Eine Schönheitsklinik im Zürcher Seefeld – ausschliesslich für männliche Kunden oder «Gentlemen», wie sie Nic Liotta, der Geschäftsführer der Klinik, nennt. Die Gentlemen's Klinik führt an diesem Montag im Dezember drei Haartransplantationen durch.
Je nach Anzahl Haarwurzeln, die transplantiert werden, dauert die Operation bis zu neun Stunden. Die Kosten belaufen sich auf mehrere Tausend Franken.
Immer mehr Kliniken in der Schweiz
Jeder vierte Mann in der Schweiz ist von Haarausfall betroffen. Davon profitieren Kliniken, die Haartransplantationen anbieten, denn dieser Markt boomt zurzeit in der Schweiz.
Allein die Firma «Hair & Skin» eröffnete in den letzten zwei Jahren 19 Kliniken, in denen Männer gegen ihren Haarausfall vorgehen können.
Der Eingriff
Ein 29-jähriger Mann liegt an diesem Montagmorgen auf dem Operationstisch. Er ist wach. Nachdem die sogenannte «Hairline», also sein neuer Haaransatz, eingezeichnet wurde, beginnt der Eingriff. Unter lokaler Betäubung am Kopf werden ihm stundenlang tausende von gesunden Haarwurzeln am Hinterkopf entnommen und in einer zweiten mehrstündigen Etappe an den kahlen Stellen wieder eingesetzt.
Der Patient ist währenddessen ansprechbar. Im Hintergrund läuft beruhigende Musik, die an ein Spa erinnert. Schmerzhaft sei der Eingriff laut Patient an sich nicht, lediglich die Betäubungsspritze bereite Schmerzen.
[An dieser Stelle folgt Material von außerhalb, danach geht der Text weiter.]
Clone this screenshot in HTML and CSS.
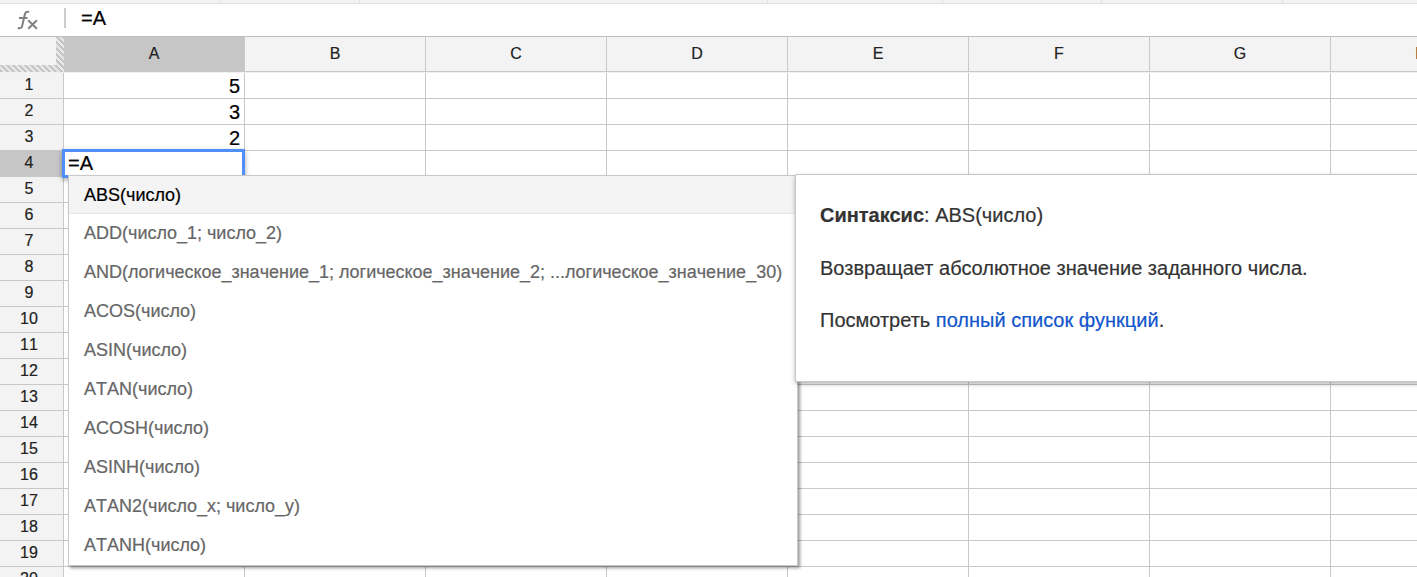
FILE: index.html
```
<!DOCTYPE html>
<html lang="ru">
<head>
<meta charset="utf-8">
<title>Таблица</title>
<link rel="stylesheet" href="styles.css">
</head>
<body>
<div class="app">
  <div class="toolbar"><i class="tab tab-1"></i><i class="tab tab-2"></i><i class="tab tab-3"></i><i class="tab tab-4"></i><i class="tab tab-5"></i><i class="tab tab-6"></i></div>
  <div class="formula-bar">
    <svg class="fx" width="24" height="24" viewBox="0 0 24 24" fill="none" stroke="#808080" stroke-width="2"><path d="M13.3 1.9C10.5 1.2 9.3 2.2 8.7 5L6.2 15.8C5.6 18.2 4.6 18.7 1.8 18.1M3 8H11.5M12.2 10.2L20.9 18.8M20.9 10.2L12.2 18.8"/></svg>
    <span class="separator"></span>
    <span class="formula">=A</span>
  </div>
  <div class="col-heads">
    <div class="corner"></div>
    <div class="col-head selected">A</div><div class="col-head">B</div><div class="col-head">C</div><div class="col-head">D</div><div class="col-head">E</div><div class="col-head">F</div><div class="col-head">G</div><div class="col-head">H</div>
  </div>
  <div class="grid" id="grid"></div>
  <div class="editor">=A</div>
  <div class="suggest">
    <div class="option active">ABS(число)</div>
    <div class="option">ADD(число_1; число_2)</div>
    <div class="option">AND(логическое_значение_1; логическое_значение_2; ...логическое_значение_30)</div>
    <div class="option">ACOS(число)</div>
    <div class="option">ASIN(число)</div>
    <div class="option">ATAN(число)</div>
    <div class="option">ACOSH(число)</div>
    <div class="option">ASINH(число)</div>
    <div class="option">ATAN2(число_x; число_y)</div>
    <div class="option">ATANH(число)</div>
  </div>
  <div class="help">
    <p><b>Синтаксис</b>: ABS(число)</p>
    <p>Возвращает абсолютное значение заданного числа.</p>
    <p>Посмотреть <a class="link">полный список функций</a>.</p>
  </div>
</div>
<script src="grid.js"></script>
</body>
</html>
```
FILE: styles.css
```
* { box-sizing: border-box; }
body { margin: 0; font-family: "Liberation Sans", Arial, sans-serif; font-kerning: none; background: #fff; -webkit-text-stroke: .2px; }
.app { position: relative; width: 1417px; height: 577px; overflow: hidden; }
.toolbar { display: flex; height: 4px; background: #f3f3f3; border-bottom: 1px solid #e0e0e0; }
.tab { flex: none; border-right: 1px solid #e0e0e0; }
.tab-1 { width: 221px; }
.tab-2 { width: 139px; }
.tab-3 { width: 408px; }
.tab-4 { width: 175px; }
.tab-5 { width: 159px; }
.tab-6 { width: 181px; }
.formula-bar { display: flex; height: 32px; align-items: flex-start; }
.fx { margin: 6px 0 0 16px; }
.separator { width: 2px; height: 20px; margin: 4px 0 0 24px; background: #ccc; }
.formula { margin-left: 15px; font-size: 20px; line-height: 28px; color: #000; }
.col-heads { display: flex; height: 37px; width: 1512px; border-top: 1px solid #bfbfbf; border-bottom: 1px solid #f0f0f0; }
.corner { flex: none; width: 64px; border-right: 8px solid transparent; border-bottom: 7px solid transparent; background: linear-gradient(#f3f3f3, #f3f3f3) padding-box, repeating-linear-gradient(45deg, #c6c6c6 0 2.6px, #e8e8e8 2.6px 4.25px) border-box; }
.col-head { flex: none; width: 181px; border-right: 1px solid #c8c8c8; border-bottom: 1px solid #c8c8c8; background: #f3f3f3; color: #222; font-size: 16px; line-height: 33px; text-align: center; }
.col-head.selected { background: #c6c6c6; }
.row { display: flex; width: 1512px; height: 26px; border-bottom: 1px solid #c8c8c8; }
.row-head { flex: none; width: 64px; padding-right: 5px; border-right: 1px solid #c8c8c8; background: #f3f3f3; color: #222; font-size: 16px; line-height: 24px; text-align: center; }
.row-head.selected { background: #c6c6c6; }
.cell { flex: none; width: 181px; padding-right: 4px; border-right: 1px solid #c8c8c8; font-size: 20px; line-height: 27px; text-align: right; }
.editor { position: absolute; left: 62px; top: 149px; width: 183px; height: 29px; padding-left: 3px; border: 3px solid #4f8ff7; background: #fff; box-shadow: 0 2px 5px rgba(0,0,0,.35); font-size: 20px; line-height: 22px; }
.suggest { position: absolute; left: 68px; top: 175px; width: 730px; height: 391px; border: 1px solid #c8c8c8; background: #fff; box-shadow: 2px 2px 3px rgba(0,0,0,.4); }
.option { height: 39px; padding-left: 15px; font-size: 18px; line-height: 38px; color: #666; white-space: nowrap; }
.option.active { height: 38px; background: #f4f4f4; border-bottom: 1px solid #e5e5e5; color: #000; }
.help { position: absolute; left: 795px; top: 174px; width: 640px; height: 208px; padding: 28px 24px; border: 1px solid #c8c8c8; border-radius: 2px; background: #fff; box-shadow: 0 2px 4px rgba(0,0,0,.3); font-size: 20px; line-height: 25px; color: #333; font-kerning: normal; }
.help p { margin: 0 0 27.5px; white-space: nowrap; }
.link { color: #15c; }
```
FILE: grid.js
```
const values = ['5', '3', '2'];
const grid = document.getElementById('grid');
for (let r = 1; r <= 20; r++) {
  const row = document.createElement('div');
  row.className = 'row';
  const head = document.createElement('div');
  head.className = r === 4 ? 'row-head selected' : 'row-head';
  head.textContent = r;
  row.append(head);
  for (let c = 0; c < 8; c++) {
    const cell = document.createElement('div');
    cell.className = 'cell';
    if (c === 0) cell.textContent = values[r - 1] || '';
    row.append(cell);
  }
  grid.append(row);
}
```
Haartransplantation als Lösung gegen die Scham
Während das medizinische Personal die Haarwurzeln einzeln extrahiert, sagt der Patient zu «SRF Impact»: «Ich hatte mal volles Haar und mit 29 könnte es auch ein bisschen anders aussehen.» Darüber zu reden, sei für ihn kein Problem. Dennoch will er anonym bleiben.
«In meinem Beruf habe ich viel Kontakt mit Menschen und ich möchte nicht, dass das einen Einfluss hat», schildert der Gast – so werden die Patienten in der Klinik genannt. Seiner Meinung nach sei das Schamgefühl der Männer, die unter Haarausfall leiden, der Grund für den Anstieg der durchgeführten Haartransplantationen.
Auf die Frage, ob die Klinik das Schamgefühl der Männer mittels Marketing nicht fördere, sagt der Geschäftsführer Nic Liotta, der selber zwei Haartransplantationen machen liess: «Das wollen wir nicht, aber klar ist, dass jedes Unternehmen an einem Betriebsergebnis interessiert ist.»
Der Mann als Objekt
Anders sieht das Markus Theunert von Männer.ch. Der Mann sei als Objekt entdeckt worden, dem man teure Schönheitsoperationen andrehen könne. Es werde Männer ein Gefühl von Ungenügen vermittelt, um ein Produkt zu verkaufen. «Diese Tausenden von Franken, die man für eine Haartransplantation ausgibt, wären besser in eine Psychotherapie investiert, in der man lernt, seinen eigenen Selbstwert zu entwickeln, der nicht von Haaren abhängig ist», argumentiert Theunert.
Auch meint er, dass es für Männer schwierig sei: «Nach wie vor gilt, dass ein richtiger Mann sich selbst sein kann und keine Schönheitsoperationen über sich ergehen lassen muss. Gleichzeitig kommt die neue Norm hinzu – ein Mann soll schön sein und keine Glatze haben. Somit entsteht ein komisches Gefühl bei den Männern. Dann investieren sie viel Geld in eine Haartransplantation, tun aber alles, damit es niemand mitbekommt.»